Many of the tasks a Systems Administrator will perform involve the manipulation of textual information. Some examples include manipulating system log files to generate reports and modifying shell programs. Manipulating textual information is something which UNIX is quite good at and provides a number of tools which make tasks like this quite simple, once you understand how to use the tools.

Filters

Filters can be classified into

  • Simple filters
  • Advanced filters

Simple filters

Filters like more, less, head, tail, wc (word count), tr (translate), tee, cut, sort, uniq, cmp comes under this category. We will discuss all these in detail.

more

more is a filter for paging through text one screenful at a time.

Example:

ls –l | more

The above command will show long listing of files only one screen at a time. With keystroke space bar, it scrolls one page up and with keystroke return button, it scrolls one line up and q to quit.

less

The command less lists the output (e.g., specified files) on the terminal screen by screen like the command more, but in addition allows backward movement in the file (press b to go back one full screen) as well as forward movement. You can also move a set number of lines instead of a whole page.

Note:

more and less filters working is same. But less filter works only in Linux OS, whereas more works in all flavors of UNIX including Linux.

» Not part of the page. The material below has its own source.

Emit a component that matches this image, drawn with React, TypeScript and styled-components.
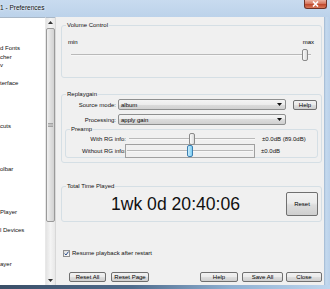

head is a program on Linux and Linux-like systems used to display the first few lines of a text file or piped data.

Syntax:

head [options] <file_name>

Example: The following example shows the first 20 lines of filename

head -n 20 filename

Note:

By default, head displays first 10 lines, if no option is mentioned.

tail

tail is a program on Linux and Linux-like systems used to display the last few lines of a text file or piped data.

Syntax:

tail [options] <file_name>

Example: The following example shows the last 15 lines of filename

tail -n 15 filename

Note:

By default, tail displays last 10 lines, if no option is mentioned.

wc

wc Counts the number of lines, words, and bytes in the files specified by the File parameter.

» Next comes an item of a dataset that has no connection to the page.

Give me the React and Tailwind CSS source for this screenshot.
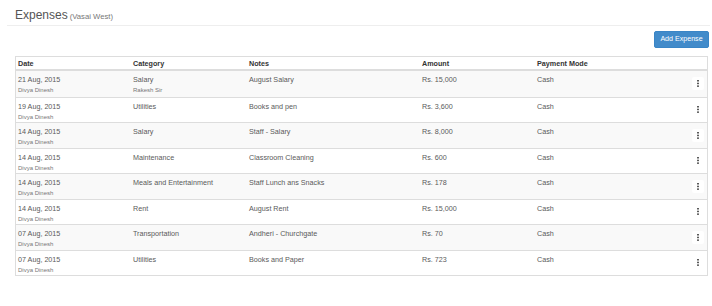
import React from "react";

const rows = [
  { date: "21 Aug, 2015", cat: "Salary", sub: "Rakesh Sir", notes: "August Salary", amt: "Rs. 15,000" },
  { date: "19 Aug, 2015", cat: "Utilities", notes: "Books and pen", amt: "Rs. 3,600" },
  { date: "14 Aug, 2015", cat: "Salary", notes: "Staff - Salary", amt: "Rs. 8,000" },
  { date: "14 Aug, 2015", cat: "Maintenance", notes: "Classroom Cleaning", amt: "Rs. 600" },
  { date: "14 Aug, 2015", cat: "Meals and Entertainment", notes: "Staff Lunch ans Snacks", amt: "Rs. 178" },
  { date: "14 Aug, 2015", cat: "Rent", notes: "August Rent", amt: "Rs. 15,000" },
  { date: "07 Aug, 2015", cat: "Transportation", notes: "Andheri - Churchgate", amt: "Rs. 70" },
  { date: "07 Aug, 2015", cat: "Utilities", notes: "Books and Paper", amt: "Rs. 723" },
];

function Kebab() {
  return (
    <div className="w-[12px] h-[13px] bg-white rounded-[2px] flex items-center justify-center">
      <svg width="2" height="7" viewBox="0 0 2 7">
        <rect x="0.2" y="0" width="1.6" height="1.5" fill="#333" />
        <rect x="0.2" y="2.7" width="1.6" height="1.5" fill="#333" />
        <rect x="0.2" y="5.4" width="1.6" height="1.5" fill="#333" />
      </svg>
    </div>
  );
}

export default function App() {
  return (
    <div className="w-[712px] h-[306px] bg-white text-[#5a5a5a] font-['Liberation_Sans',Arial,sans-serif] overflow-hidden">
      <div className="pl-[15px] pt-[7px] leading-[14px] h-[21px] whitespace-nowrap">
        <span className="text-[12px] text-[#555]">Expenses</span>
        <span className="text-[7.7px] text-[#777] ml-[2px]">(Vasai West)</span>
      </div>
      <div className="ml-[7px] mr-[2px] mt-[4px] border-t border-[#eee]" />
      <div className="flex justify-end mt-[5px] mr-[3px]">
        <div className="w-[55px] h-[17px] bg-[#428bca] border border-[#3a85c6] rounded-[2px] text-white text-[7.1px] flex items-center justify-center">
          Add Expense
        </div>
      </div>
      <div className="ml-[15px] mr-[4px] mt-[8px] border border-[#ddd] text-[7.2px] leading-[10px]">
        <div className="flex h-[14px] pt-[2px] border-b-2 border-[#ddd] font-bold text-[#333]">
          <div className="w-[114px] pl-[2px]">Date</div>
          <div className="w-[116px] pl-[3px]">Category</div>
          <div className="w-[173px] pl-[3px]">Notes</div>
          <div className="w-[115px] pl-[3px]">Amount</div>
          <div className="w-[115px] pl-[3px]">Payment Mode</div>
          <div className="flex-1" />
        </div>
        {rows.map((r, i) => (
          <div
            key={i}
            className={`flex h-[25.5px] ${i > 0 ? "border-t border-[#ddd]" : ""} ${i % 2 === 0 ? "bg-[#f9f9f9]" : "bg-white"}`}
          >
            <div className="w-[114px] pl-[2px] pt-[4px]">
              <div>{r.date}</div>
              <div className="mt-[1px] text-[6px] leading-[8px] text-[#777]">Divya Dinesh</div>
            </div>
            <div className="w-[116px] pl-[3px] pt-[4px]">
              <div>{r.cat}</div>
              {r.sub && <div className="mt-[1px] text-[6px] leading-[8px] text-[#777]">{r.sub}</div>}
            </div>
            <div className="w-[173px] pl-[3px] pt-[4px]">{r.notes}</div>
            <div className="w-[115px] pl-[3px] pt-[4px]">{r.amt}</div>
            <div className="w-[115px] pl-[3px] pt-[4px]">Cash</div>
            <div className="flex-1 flex items-center justify-end pr-[3px]">
              <Kebab />
            </div>
          </div>
        ))}
      </div>
    </div>
  );
}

The program reads either standard input or a list of files and generates one or more of the following statistics -

  • Number of bytes.
  • Number of words.
  • Number of lines (specifically, the number of newline characters).

Examples:

wc *.txt # counts the lines, words, bytes in all txt files
wc –l /etc/passwd # count the number of users in your system.
wc -l <filename>  # print the line count 
wc -c <filename>  # print the byte count
wc -m <filename>  # print the character count 
wc -L <filename>  #  print the length of longest line 
wc -w <filename>  # print the word count

tr

tr (abbreviated from translate or transliterate) is a command in Linux-like operating systems.

When executed, the program reads from the standard input and writes to the standard output. It takes as parameters two sets of characters, and replaces occurrences of the characters in the first set with the corresponding elements from the other set.

Syntax:

tr "[set1]" "[set2]" < filename

Example: Creates file2 as a copy of file1, with all uppercase letters translated to the corresponding lowercase ones

tr "A-Z" "a-z" < file1 > file2

cut

cut is a Linux command line utility which is used to extract sections from each line of input — usually from a file. Extraction of line segments can typically be done by bytes (-b), characters (-c), or fields (-f) separated by a delimiter (-d — the tab character by default.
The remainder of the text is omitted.